I guess I'm at the other extreme, because I say the Trinity must be the mother of all metaphysical ideas -- the Idea of ideas, as it were -- not just about God but about everything. It is a key that unlocks many doors -- a new ontological principle which enables us "to think about God and the world -- about reality -- in a way otherwise impossible."
For example, it seems to me that a trinitarian metaphysic perfectly balances our individuality with our embeddedness in a deeper metacosmic relationality: "God's being is defined as being in relation" or "being in communion," which only changes everything. For in both God and reality "there is no true being, apart from communion."
"God is indeed one in being," but "this very oneness is not a mathematical oneness," as in Greek theology.
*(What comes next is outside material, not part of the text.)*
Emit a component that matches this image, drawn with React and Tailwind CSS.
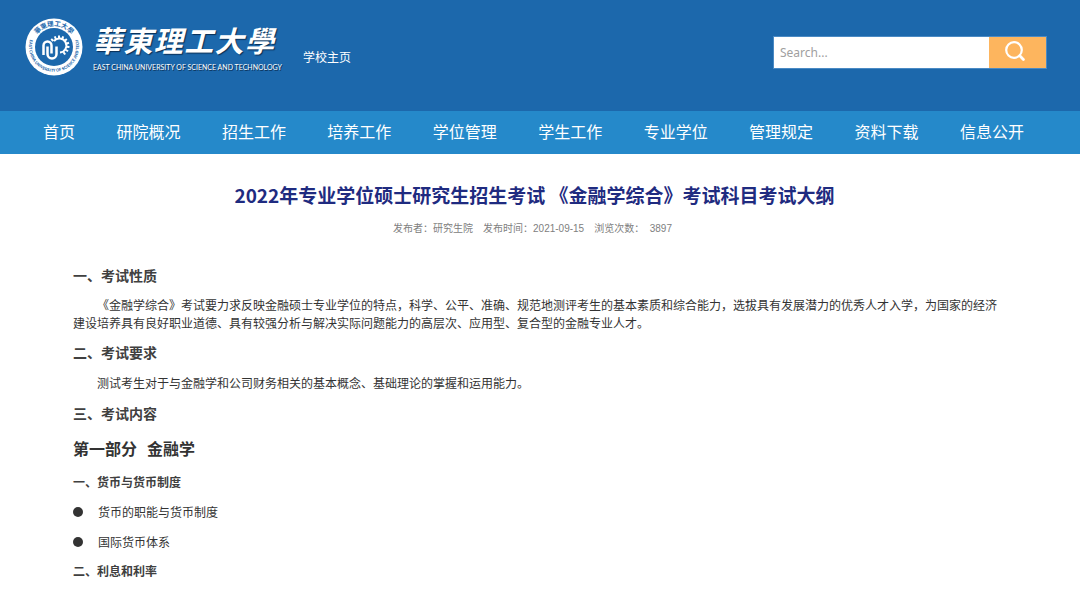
import { useState } from "react";

const navItems = [
  "首页",
  "研院概况",
  "招生工作",
  "培养工作",
  "学位管理",
  "学生工作",
  "专业学位",
  "管理规定",
  "资料下载",
  "信息公开",
];

// angles of the gear teeth, clockwise from the top
const teeth = [-48, -24, 0, 24, 48, 72, 96, 120, 144];

function Emblem() {
  return (
    <svg viewBox="0 0 116 116" className="size-[58px] shrink-0" aria-hidden="true">
      <circle cx="58" cy="58" r="57" fill="#fff" />
      <circle cx="58" cy="58" r="38" fill="#1c68ac" />
      <defs>
        <path id="ring-top" d="M 16 58 A 42 42 0 0 1 100 58" />
        <path id="ring-bottom" d="M 14 34 A 50 50 0 1 0 102 34" />
      </defs>
      <text fill="#1c68ac" fontSize="13" fontWeight="700" textAnchor="middle">
        <textPath href="#ring-top" startOffset="50%">華東理工大學</textPath>
      </text>
      <text fill="#1c68ac" fontSize="8" fontWeight="700" textAnchor="middle">
        <textPath href="#ring-bottom" startOffset="50%">
          EAST CHINA UNIVERSITY OF SCIENCE AND TECH
        </textPath>
      </text>
      <g stroke="#fff" fill="none">
        <path d="M 58 46 A 14 14 0 1 1 70 69" strokeWidth="4" />
        {teeth.map((a) => (
          <path key={a} d="M 68 41 V 35" strokeWidth="4" transform={`rotate(${a} 68 56)`} />
        ))}
        <path d="M 37 74 V 55 A 8 8 0 0 1 53 55 V 71" strokeWidth="5" />
        <path d="M 45 57 V 72 A 9 9 0 0 0 63 72 V 57" strokeWidth="5" />
      </g>
    </svg>
  );
}

function Logo() {
  return (
    <a href="#" className="flex items-center gap-2.5 text-white">
      <Emblem />
      <span className="flex flex-col w-[181px]">
        <span
          lang="zh-Hant"
          className="flex justify-between text-[29px] leading-10 font-bold italic [text-shadow:1px_1px_1px_#0b2f55]"
        >
          {[..."華東理工大學"].map((c) => (
            <span key={c}>{c}</span>
          ))}
        </span>
        <span className="font-[Lato,sans-serif] text-[7px] leading-4 whitespace-nowrap [text-shadow:1px_1px_0_#0b2f55]">
          EAST CHINA UNIVERSITY OF SCIENCE AND TECHNOLOGY
        </span>
      </span>
    </a>
  );
}

function Search() {
  const [keyword, setKeyword] = useState("");

  return (
    <form onSubmit={(e) => e.preventDefault()} className="flex h-[33px] w-[274px] border border-[#4a8ac4]">
      <input
        type="text"
        aria-label="Search"
        placeholder="Search..."
        value={keyword}
        onChange={(e) => setKeyword(e.target.value)}
        className="min-w-0 flex-1 bg-white px-1.5 font-['Noto_Sans',sans-serif] text-xs text-gray-700 placeholder:text-[#a0a0a0] outline-none"
      />
      <button
        type="submit"
        aria-label="Submit search"
        className="flex w-[57px] items-start bg-[#fdb55e] pt-1 pl-4"
      >
        <svg viewBox="0 0 20 20" className="size-5" fill="none" stroke="#fff" strokeLinecap="round">
          <circle cx="9" cy="9" r="7.8" strokeWidth="2.2" />
          <path d="M14.8 14.8 L18.4 18.4" strokeWidth="2.8" />
        </svg>
      </button>
    </form>
  );
}

function SectionTitle({ children }) {
  return <h2 className="text-sm leading-5 font-bold text-[#404040]">{children}</h2>;
}

function Topic({ children }) {
  return (
    <li className="flex items-center gap-[15px]">
      <span className="size-2.5 rounded-full bg-[#333333]" />
      <span>{children}</span>
    </li>
  );
}

export default function App() {
  return (
    <div className="min-h-screen bg-white font-['Noto_Sans_CJK_SC',sans-serif] text-[#333333]">
      <header className="bg-[#1c68ac]">
        <div className="flex h-[111px] items-start justify-between pl-[25px] pr-[33px]">
          <div className="flex items-center gap-[29px] pt-[18px]">
            <Logo />
            <a href="#" className="pt-5 text-xs text-white">
              学校主页
            </a>
          </div>
          <div className="pt-9">
            <Search />
          </div>
        </div>
        <nav className="bg-[#2589ca]">
          <ul className="flex h-[43px] items-center justify-between pb-1 pl-[43px] pr-14">
            {navItems.map((item) => (
              <li key={item}>
                <a href="#" className="text-base text-white">
                  {item}
                </a>
              </li>
            ))}
          </ul>
        </nav>
      </header>

      <main className="pt-[27px] pl-[73px] pr-20">
        <h1 className="pr-1 text-center text-[19px] leading-7 font-bold text-[#1f2b80]">
          2022年专业学位硕士研究生招生考试 《金融学综合》考试科目考试大纲
        </h1>
        <p className="mt-2.5 flex justify-center gap-2.5 pr-2 font-['Liberation_Sans','Noto_Sans_CJK_SC',sans-serif] text-[10px] leading-5 text-[#808080]">
          <span>发布者：研究生院</span>
          <span>发布时间：2021-09-15</span>
          <span className="whitespace-pre">浏览次数：  3897</span>
        </p>

        <article className="mt-[26px] text-xs leading-[18px]">
          <SectionTitle>一、考试性质</SectionTitle>
          <p className="mt-[11px] mb-2.5 indent-6">
            《金融学综合》考试要力求反映金融硕士专业学位的特点，科学、公平、准确、规范地测评考生的基本素质和综合能力，选拔具有发展潜力的优秀人才入学，为国家的经济建设培养具有良好职业道德、具有较强分析与解决实际问题能力的高层次、应用型、复合型的金融专业人才。
          </p>
          <SectionTitle>二、考试要求</SectionTitle>
          <p className="mt-3 mb-[11px] indent-6">测试考生对于与金融学和公司财务相关的基本概念、基础理论的掌握和运用能力。</p>
          <SectionTitle>三、考试内容</SectionTitle>
          <h2 className="my-[13px] flex gap-2.5 text-base leading-6 font-bold">
            <span>第一部分</span>
            <span>金融学</span>
          </h2>
          <h3 className="font-bold text-[#404040]">一、货币与货币制度</h3>
          <ul className="mt-3 mb-[11px] space-y-3">
            <Topic>货币的职能与货币制度</Topic>
            <Topic>国际货币体系</Topic>
          </ul>
          <h3 className="font-bold text-[#404040]">二、利息和利率</h3>
        </article>
      </main>
    </div>
  );
}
Rather -- as we've been saying -- it is a qualitative oneness "consisting in the inseparable relation" of the Persons, AKA substance-in-relation.
Again, the Idea of ideas:
Communion is the meaning of the world: there is no "being" of God other than this dynamic of persons in relation.
This being the case, we now have a conceptual basis to understand various entailments such as person (that means you and I), relation, otherness, freedom, and truth (which is itself always a relation between knower and known, or intelligence and intelligibility).
Note that in this new context, person does not mean individual in the modern Lockean sense, which is "defined in terms of separation from other individuals, the person in terms of relations with other persons" (ibid.).
In short, "we cannot understand relation satisfactorily unless we also realise that to be a person is to be related as an other." Otherness is baked into the cake or woven into the cosmic area rug: "To think of persons is to think in terms of relations." And God is
a communion of three persons -- not individuals -- in mutually constitutive relations with one another. Each is only what he is by virtue of what the three give to and receive from each other... (emphasis mine).
You keep saying the same thing in different ways.
Good catch, because God himself must be THE SAME THING IN DIFFERENT WAYS. We might go so far as to say that sameness is a function of difference and vice versa. Come to think of it, Meister Eckhart said a number of paradoxically annoying things alontg these lines, which we will -- lucky for you -- put off for another post.
What's the word count, Petey?
Over 1,000, chief. Better wrap it up.
You're right. We've only laid a foundation for the Idea of ideas, but building on it will require a great deal more yada yada, so we'll put the kibosh on this one for now.
3 comments:
Marsupial? Don't you mean marmot?
It is the fearless ignorance or systematic unknowing of the Raccoon that allows us to boldly -- or breezily -- go where no marsupial has gone before.
Ha - that's because we're confident we'll figure out just enough to get through it. It's worked so far.
Long story, but today's post got lost.
Weird. It's still in my feed reader, in case you want it back.